Around 1 p.m. last Monday, my housemate and I were called to the back window of our kitchen by the sound of crunching. We live just past Union Street in a Village Housing Unit, so it didn’t take us long to put together that the two machines that were mowing down our backyard were College-sanctioned. We watched them trample patches of wildflowers and mow down bushes that must have lived undisturbed for several years. We stepped outside when they finished. Clumps of dead grass clung to our shoes. A rabbit sprinted past, up into the neighbor’s lawn. A section of the yard that had been shaded by bushes and young trees now rose up in choppy stumps. We were taken aback. What had been done to our yard felt pretty severe, and there was ample opportunity for things to go wrong in the process. Say that we had put lawn furniture in the backyard, or were housing a wounded bunny we found on the side of the road, or, more realistically, say that I had parked my car such that the machines couldn’t get into the yard. The carnage in the yard was jarring, yes, and my housemate and I admittedly mourned the mutilated plants. But, more importantly, somebody should have told us what they were planning on doing.
Though I was initially fairly disturbed by the whole event, I do not believe that we should never cut the grass in our yard. I did not hold a little funeral for each blade of grass, and I am not overly encumbered by the daily shame of not having been able to protect them. I don’t generally feel very strongly about the lives of the plants around me, which may or may not be a moral failing. The sticking point was that I was caught off guard. The unexpected murder of the bushes that face my window felt like a personal affront to me and my housemates. Why didn’t we know this was happening? Why did nobody consult us? Why does it feel like such a betrayal of trust?
Here is the wider issue: the College administration seems bent on not consulting with students on their decisions. This is true for our yard, yes, but it is also true for so many other aspects of college life. Let’s talk about AI, for example. Just last week, the topic of AI came up in one of my courses, and the class gave a collective wince. One student commented on their hatred of generative AI. The professor, curious, asked if any of us had been surveyed about our opinions on AI before the administration released their statement declaring Oberlin’s Year of AI Exploration. The answer was a resounding no. This oversight is reflected in President Carmen Twillie Ambar’s letter to us: “Over the summer, I have been consulting with a small group of advisors from the deans’ offices, key faculty members, administrative leadership, and the Center for Information Technology to help our community define the broad strokes of this exploratory year.” It is ironic, then, that the letter has been addressed, “Dear Oberlin community,” when it feels as if we, the community, have been cut out of the conversation. The letter seems to address us similarly to the way a parent might address a child. “Hello community,” Ambar seems to say. “I know best. My decision is final. Go to your room.”

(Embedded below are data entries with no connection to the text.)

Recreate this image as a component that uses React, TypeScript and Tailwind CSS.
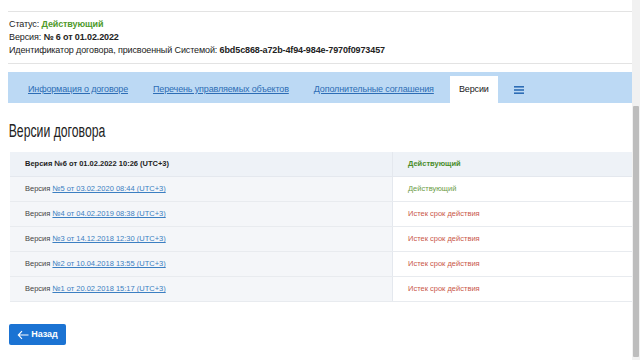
const rows = [
  { num: '№5 от 03.02.2020 08:44 (UTC+3)', status: 'Действующий', active: true },
  { num: '№4 от 04.02.2019 08:38 (UTC+3)', status: 'Истек срок действия', active: false },
  { num: '№3 от 14.12.2018 12:30 (UTC+3)', status: 'Истек срок действия', active: false },
  { num: '№2 от 10.04.2018 13:55 (UTC+3)', status: 'Истек срок действия', active: false },
  { num: '№1 от 20.02.2018 15:17 (UTC+3)', status: 'Истек срок действия', active: false },
]

export default function App() {
  return (
    <div className="flex h-[360px] w-[640px] overflow-hidden bg-white font-['Liberation_Sans',Arial,sans-serif] text-[#222]">
      <main className="flex-1 pl-2">
        {/* top of page, cut off */}
        <div className="h-3 border-b border-[#e3e3e3]" />

        <div className="border-b border-[#e3e3e3] pt-[6px] pb-[6px] pl-[1px] text-[9px] leading-[13px] tracking-[-0.12px]">
          <div>
            Статус: <span className="font-bold text-[#4f9a2c]">Действующий</span>
          </div>
          <div>
            Версия: <span className="font-bold">№ 6 от 01.02.2022</span>
          </div>
          <div>
            Идентификатор договора, присвоенный Системой:{' '}
            <span className="font-bold">6bd5c868-a72b-4f94-984e-7970f0973457</span>
          </div>
        </div>

        {/* tabs */}
        <nav className="mt-2 flex h-[31px] items-end bg-[#bcd9f4] pl-5 text-[9px] tracking-[-0.15px]">
          <a className="mr-[25px] flex h-[27px] items-center text-[#2d6db5] underline">Информация о договоре</a>
          <a className="mr-[25px] flex h-[27px] items-center text-[#2d6db5] underline">Перечень управляемых объектов</a>
          <a className="mr-[16px] flex h-[27px] items-center text-[#2d6db5] underline">Дополнительные соглашения</a>
          <div className="flex h-[27px] w-[48px] items-center justify-center bg-white text-[#222]">Версии</div>
          <div className="flex h-[27px] items-center pl-4">
            <svg width="10" height="8" viewBox="0 0 10 8" fill="#2d6db5">
              <rect x="0" y="0" width="10" height="1.6" />
              <rect x="0" y="3.2" width="10" height="1.6" />
              <rect x="0" y="6.4" width="10" height="1.6" />
            </svg>
          </div>
        </nav>

        <h1 className="mt-[17px] origin-left scale-x-[0.68] pl-[1px] text-[18px] leading-[22px] text-[#222]">
          Версии договора
        </h1>

        {/* versions table */}
        <div className="mt-[10px] ml-[2px] text-[7.5px] leading-none">
          <div className="flex h-[25px] border-b border-[#e4e8ee] bg-[#eef2f7]">
            <div className="flex w-[383px] items-center border-r border-[#e4e8ee] pl-[15px] font-bold">
              Версия №6 от 01.02.2022 10:26 (UTC+3)
            </div>
            <div className="flex flex-1 items-center pl-[15px] font-bold text-[#4a8d2b]">Действующий</div>
          </div>
          {rows.map((r) => (
            <div key={r.num} className="flex h-[25px] border-b border-[#e8ebef]">
              <div className="flex w-[383px] items-center border-r border-[#e4e8ee] bg-[#f4f6f9] pl-[15px] text-[#444]">
                Версия&nbsp;<a className="text-[#3b7fc2] underline">{r.num}</a>
              </div>
              <div className={`flex flex-1 items-center pl-[15px] ${r.active ? 'text-[#6c9d48]' : 'text-[#c9584a]'}`}>
                {r.status}
              </div>
            </div>
          ))}
        </div>

        <button className="mt-[22px] ml-[1px] flex h-[21px] w-[57px] items-center justify-center gap-[2px] rounded-[2px] bg-[#1b73d3] text-[9px] font-bold text-white">
          <svg width="12" height="10" viewBox="0 0 12 10" fill="none" stroke="white" strokeWidth="1.1">
            <path d="M11.5 5H1.5M5 1.2L1.3 5 5 8.8" />
          </svg>
          Назад
        </button>
      </main>

      {/* browser scrollbar */}
      <div className="flex w-2 flex-col bg-[#f1f1f1]">
        <div className="h-[106px]" />
        <div className="mx-[1px] flex-1 rounded-[1px] bg-[#bdbdbd]" />
        <div className="h-[3px]" />
      </div>
    </div>
  )
}
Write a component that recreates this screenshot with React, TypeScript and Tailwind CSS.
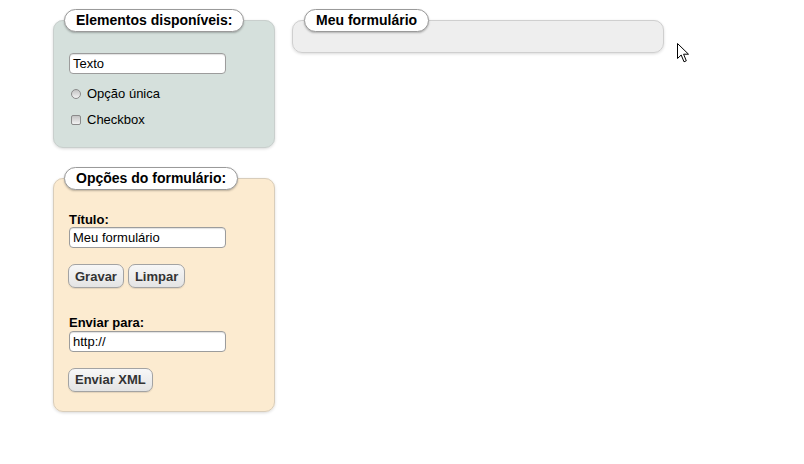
import React from "react";

const font = { fontFamily: '"Liberation Sans", Arial, sans-serif' };

function Legend({ children }: { children: React.ReactNode }) {
  return (
    <legend className="rounded-[12px] border border-[#9a9a9a] bg-white px-[11px] text-[14px] font-bold leading-[21px] text-black shadow-[0_1px_2px_rgba(0,0,0,0.25)]">
      {children}
    </legend>
  );
}

function TextInput({ value }: { value: string }) {
  return (
    <div className="flex h-[21px] w-[157px] items-center rounded-[4px] border border-[#9c9c9c] bg-white pl-[3px] text-[13px] text-black shadow-[inset_0_1px_1px_rgba(0,0,0,0.12)]">
      {value}
    </div>
  );
}

function Button({ children }: { children: React.ReactNode }) {
  return (
    <button className="h-[24px] rounded-[7px] border border-[#a3a3a3] bg-gradient-to-b from-[#f7f7f7] to-[#e4e4e4] px-[6px] text-[13px] font-bold leading-none text-[#333] shadow-[0_1px_1px_rgba(0,0,0,0.1)]">
      {children}
    </button>
  );
}

export default function App() {
  return (
    <div className="relative h-[464px] w-[804px] bg-white" style={font}>
      <div className="flex items-start gap-[17px] pl-[53px] pt-[9px]">
        <div className="flex w-[222px] flex-col gap-[19px]">
          <fieldset className="rounded-[10px] border border-[#c9cfcd] bg-[#d5e0dc] px-[10px] pb-[19px] shadow-[0_1px_3px_rgba(0,0,0,0.15)]">
            <Legend>Elementos disponíveis:</Legend>
            <div className="pl-[5px] pt-[21px]">
              <TextInput value="Texto" />
              <div className="mt-[12px] flex h-[16px] items-center text-[13px] text-black">
                <span className="ml-[2px] mr-[6px] h-[10px] w-[10px] rounded-full border border-[#8a8a8a] bg-gradient-to-b from-[#c4c4c4] to-[#f2f2f2]" />
                Opção única
              </div>
              <div className="mt-[10px] flex h-[16px] items-center text-[13px] text-black">
                <span className="ml-[2px] mr-[6px] h-[10px] w-[10px] rounded-[2px] border border-[#8a8a8a] bg-gradient-to-b from-[#c4c4c4] to-[#f2f2f2]" />
                Checkbox
              </div>
            </div>
          </fieldset>

          <fieldset className="rounded-[10px] border border-[#d8cdbb] bg-[#fcebd0] px-[10px] pb-[19px] shadow-[0_1px_3px_rgba(0,0,0,0.15)]">
            <Legend>Opções do formulário:</Legend>
            <div className="pl-[5px] pt-[22px]">
              <div className="text-[13px] font-bold leading-[15px] text-black">Título:</div>
              <TextInput value="Meu formulário" />
              <div className="mt-[16px] flex gap-[4px] -ml-[1px]">
                <Button>Gravar</Button>
                <Button>Limpar</Button>
              </div>
              <div className="mt-[27px] text-[13px] font-bold leading-[15px] text-black">Enviar para:</div>
              <div className="mt-[1px]">
                <TextInput value="http://" />
              </div>
              <div className="mt-[15px] -ml-[1px]">
                <Button>Enviar XML</Button>
              </div>
            </div>
          </fieldset>
        </div>

        <fieldset className="w-[372px] rounded-[10px] border border-[#cfcfcf] bg-[#eeeeee] px-[11px] pb-[20px] shadow-[0_1px_3px_rgba(0,0,0,0.15)]">
          <Legend>Meu formulário</Legend>
        </fieldset>
      </div>

      <svg className="absolute left-[677px] top-[43px]" width="13" height="20" viewBox="0 0 13 20">
        <path d="M0.5 0.5 L0.5 15.5 L4.2 12 L7 18.8 L9.3 17.8 L6.6 11.2 L11.5 11.2 Z" fill="#fff" stroke="#000" strokeWidth="1" strokeLinejoin="miter" />
      </svg>
    </div>
  );
}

Ambar’s letter voices the positive change she hopes this decision will inspire: “Done effectively, this approach, I hope, will spark curiosity, cultivate ethical engagement, and build foundational fluency with AI across our liberal arts and musical community.” This decision, however, has sparked some outrage. It might have been due to the fear of this negative reaction that the administration decided not to share this idea with us until it was already rolling out. The vicious cycle here is that this outrage is being caused, in part, because we aren’t being treated as members of the community. When our voices, ideas, and opinions are consistently being overlooked — about AI, about swipe access in Woodland Hall, about creating new majors — we are bound to get agitated. Suddenly, it feels like every little decision we’re left out of is a personal offense. Suddenly, I’m angry that somebody is mowing my lawn.
My goal here is not to stomp my feet and cross my arms and pout. My goal is to try to make the administration understand why every decision they make seems to have such strong backlash. It is not that Oberlin students are particularly obstinate, but that we are being denied the ability to understand the administration’s perspective. I am asking the leaders of the College to speak to us, not like politicians, but like people. Tell us what you’re thinking about doing and why. Allow yourselves room to be wrong. I think there is a world where I trust that the decisions the College makes are the right decisions. When it feels like I’m not even aware when the decisions are being discussed, that trust hasn’t been earned.
Oberlin is a small campus, but we are made up of many strong voices. If you want to see that exceptional power, you have to pave the way for us to start working together. Show us that you are hearing what we’re saying. Done effectively, this approach, I hope, will spark curiosity, cultivate ethical engagement, and build foundational fluency with each other across our liberal arts and musical community.